/---

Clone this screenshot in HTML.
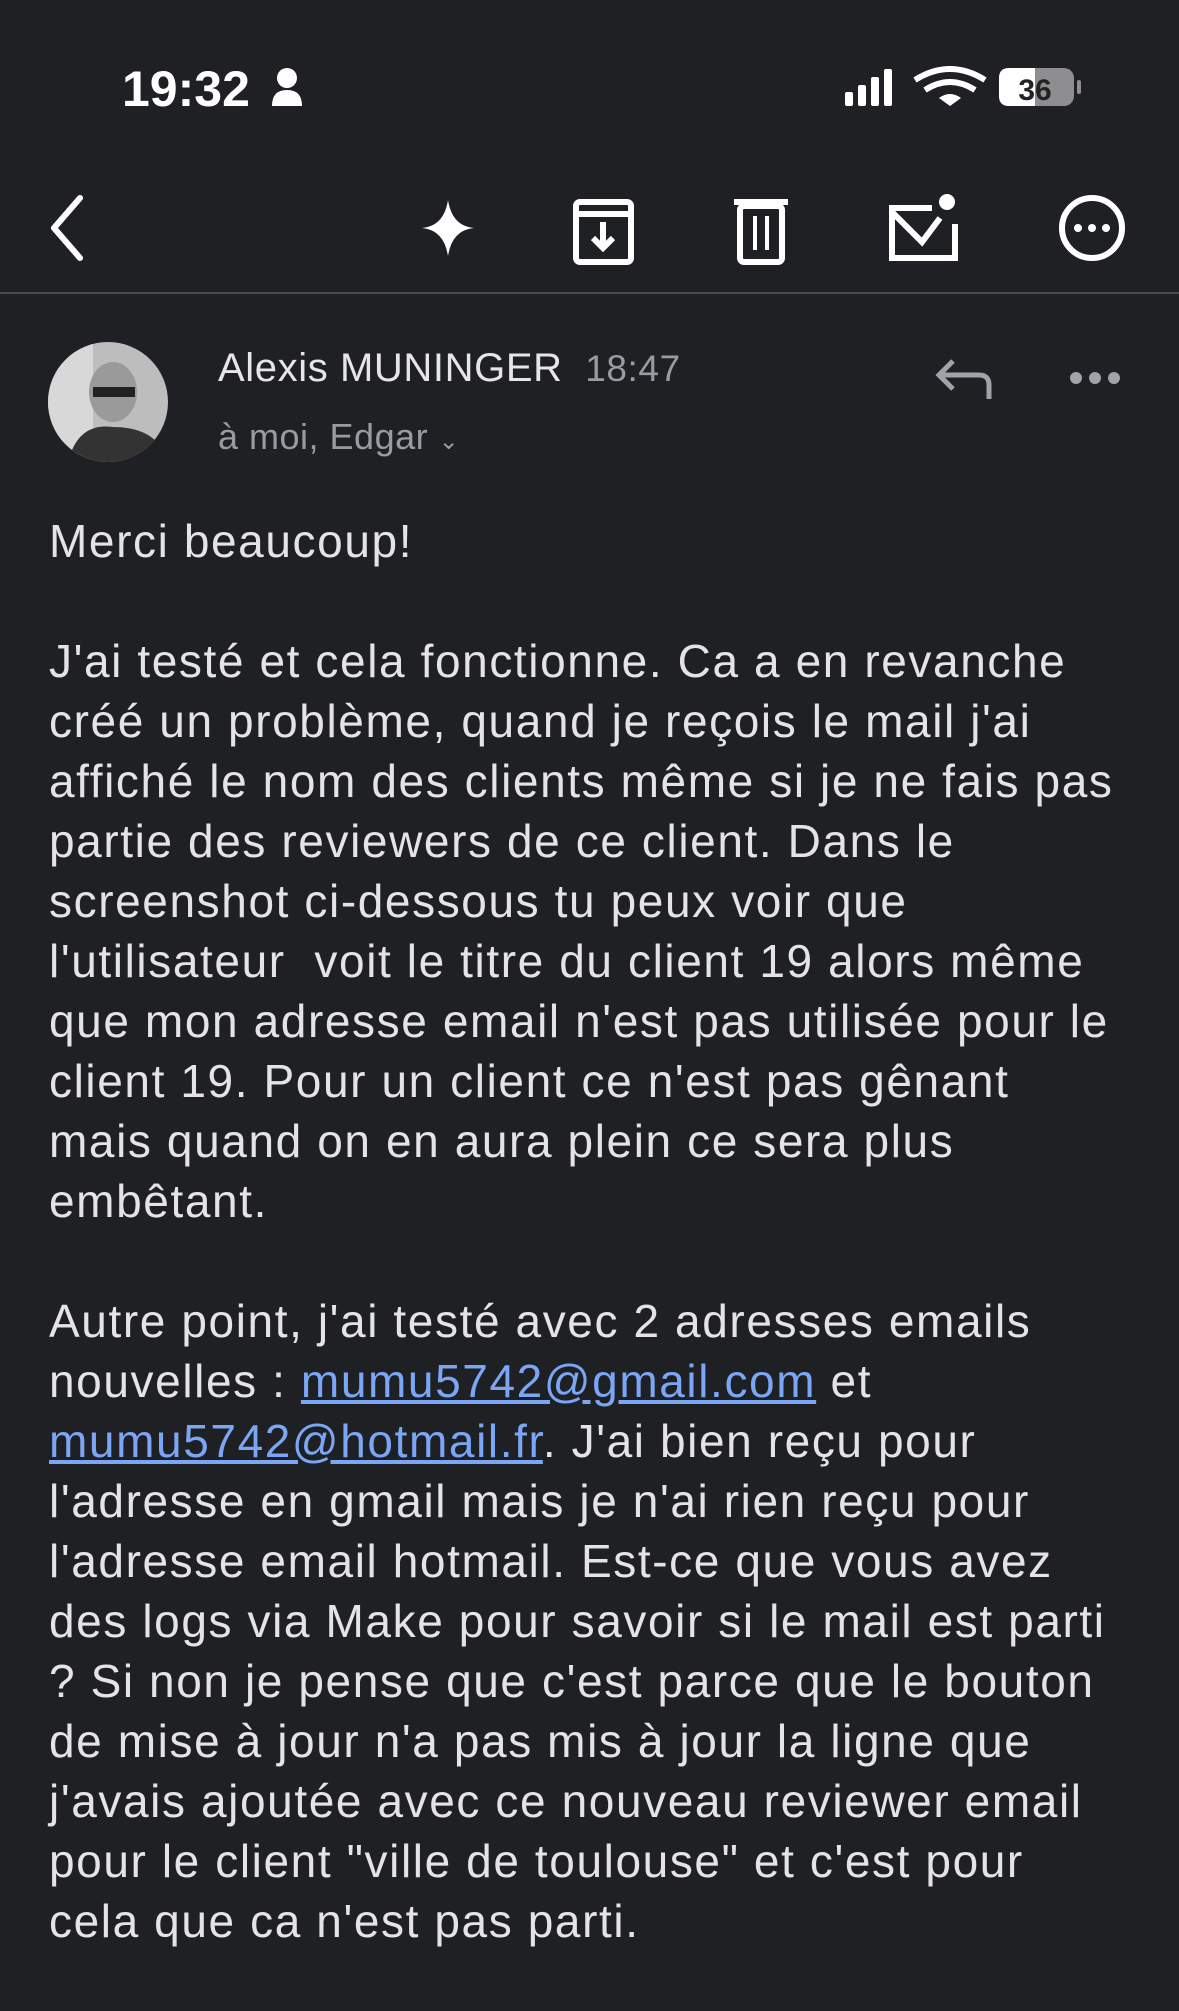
<html><head><style>
body{margin:0;width:1179px;height:2011px;background:#1f2023;overflow:hidden;font-family:"Liberation Sans",sans-serif;color:#e6e6e8;position:relative}
.a{position:absolute;white-space:pre}
.body{position:absolute;left:49px;top:511px;font-size:46px;letter-spacing:1.6px;line-height:60px;white-space:pre;color:#e4e4e6}
a{color:#7aa6f5;text-decoration:underline}
</style></head><body>
<div class="a" style="left:122px;top:60px;font-size:50px;font-weight:bold;color:#fff">19:32</div>
<svg class="a" style="left:270px;top:66px" width="34" height="42"><circle cx="17" cy="12" r="10" fill="#fff"/><path d="M2 40 Q2 24 17 24 Q32 24 32 40Z" fill="#fff"/></svg>
<svg class="a" style="left:845px;top:66px" width="240" height="42">
<rect x="0" y="26" width="8" height="14" rx="2" fill="#fff"/><rect x="13" y="19" width="8" height="21" rx="2" fill="#fff"/><rect x="26" y="11" width="8" height="29" rx="2" fill="#fff"/><rect x="39" y="3" width="8" height="37" rx="2" fill="#fff"/>
<path d="M70 14 Q105 -8 140 14" stroke="#fff" stroke-width="6" fill="none"/><path d="M80 24 Q105 8 130 24" stroke="#fff" stroke-width="6" fill="none"/><path d="M94 32 L105 40 L116 32 Q105 24 94 32Z" fill="#fff"/>
<rect x="154" y="2" width="75" height="38" rx="10" fill="#8e8e90"/><path d="M164 2 H190 V40 H164 Q154 40 154 30 V12 Q154 2 164 2Z" fill="#fff"/><rect x="232" y="14" width="4" height="14" rx="2" fill="#8e8e90"/>
<text x="190" y="34" font-size="30" font-weight="bold" text-anchor="middle" fill="#222" font-family="Liberation Sans">36</text></svg>
<svg class="a" style="left:0;top:190px" width="1179" height="80" fill="none" stroke="#fff" stroke-width="6">
<path d="M80 8 L54 38 L80 68" stroke-linecap="round" stroke-linejoin="round"/>
<path d="M448 10 Q452 36 474 38 Q452 40 448 66 Q444 40 422 38 Q444 36 448 10Z" fill="#fff" stroke="none"/>
<rect x="576" y="12" width="55" height="60" rx="4"/><line x1="576" y1="24" x2="631" y2="24"/><path d="M603 32 V58 M593 48 L603 58 L613 48"/>
<rect x="740" y="16" width="42" height="56" rx="4"/><line x1="734" y1="12" x2="788" y2="12"/><line x1="755" y1="26" x2="755" y2="60" stroke-width="4"/><line x1="767" y1="26" x2="767" y2="60" stroke-width="4"/>
<path d="M932 18 H892 V68 H955 V34"/><path d="M892 22 L922 52 L940 28"/><circle cx="947" cy="12" r="8" fill="#fff" stroke="none"/>
<circle cx="1092" cy="38" r="30"/><circle cx="1078" cy="38" r="4" fill="#fff" stroke="none"/><circle cx="1092" cy="38" r="4" fill="#fff" stroke="none"/><circle cx="1106" cy="38" r="4" fill="#fff" stroke="none"/>
</svg>
<div class="a" style="left:0;top:292px;width:1179px;height:2px;background:#4a4b4e"></div>
<svg class="a" style="left:48px;top:342px" width="120" height="120"><defs><clipPath id="c"><circle cx="60" cy="60" r="60"/></clipPath></defs><g clip-path="url(#c)"><rect width="120" height="120" fill="#bdbdbd"/><rect x="0" y="0" width="45" height="120" fill="#d8d8d8"/><ellipse cx="65" cy="50" rx="24" ry="30" fill="#9a9a9a"/><path d="M20 120 Q30 80 65 85 Q110 85 120 120Z" fill="#333"/><rect x="45" y="45" width="42" height="10" fill="#222"/></g></svg>
<div class="a" style="left:218px;top:346px;font-size:40px;letter-spacing:0.6px;color:#e6e6e8">Alexis MUNINGER <span style="color:#9a9ba0;font-size:37px">&nbsp;18:47</span></div>
<div class="a" style="left:218px;top:416px;font-size:36px;letter-spacing:0.5px;color:#9a9ba0">à moi, Edgar <span style="font-size:24px">⌄</span></div>
<svg class="a" style="left:935px;top:355px" width="60" height="50" fill="none" stroke="#a2a3a8" stroke-width="5"><path d="M18 6 L4 20 L18 34 M4 20 H44 Q54 20 54 30 V44"/></svg>
<svg class="a" style="left:1068px;top:370px" width="54" height="16" fill="#a2a3a8"><circle cx="8" cy="8" r="6"/><circle cx="27" cy="8" r="6"/><circle cx="46" cy="8" r="6"/></svg>
<div class="body">Merci beaucoup!

J'ai testé et cela fonctionne. Ca a en revanche
créé un problème, quand je reçois le mail j'ai
affiché le nom des clients même si je ne fais pas
partie des reviewers de ce client. Dans le
screenshot ci-dessous tu peux voir que
l'utilisateur  voit le titre du client 19 alors même
que mon adresse email n'est pas utilisée pour le
client 19. Pour un client ce n'est pas gênant
mais quand on en aura plein ce sera plus
embêtant.

Autre point, j'ai testé avec 2 adresses emails
nouvelles : <a>mumu5742@gmail.com</a> et
<a>mumu5742@hotmail.fr</a>. J'ai bien reçu pour
l'adresse en gmail mais je n'ai rien reçu pour
l'adresse email hotmail. Est-ce que vous avez
des logs via Make pour savoir si le mail est parti
? Si non je pense que c'est parce que le bouton
de mise à jour n'a pas mis à jour la ligne que
j'avais ajoutée avec ce nouveau reviewer email
pour le client "ville de toulouse" et c'est pour
cela que ca n'est pas parti.</div>
</body></html>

\---

### [WHAT THE TASK REQUIRES]
State the number of lines that contain the string "screenshot", with no other words.

### [EXERCISE OUTPUT]
2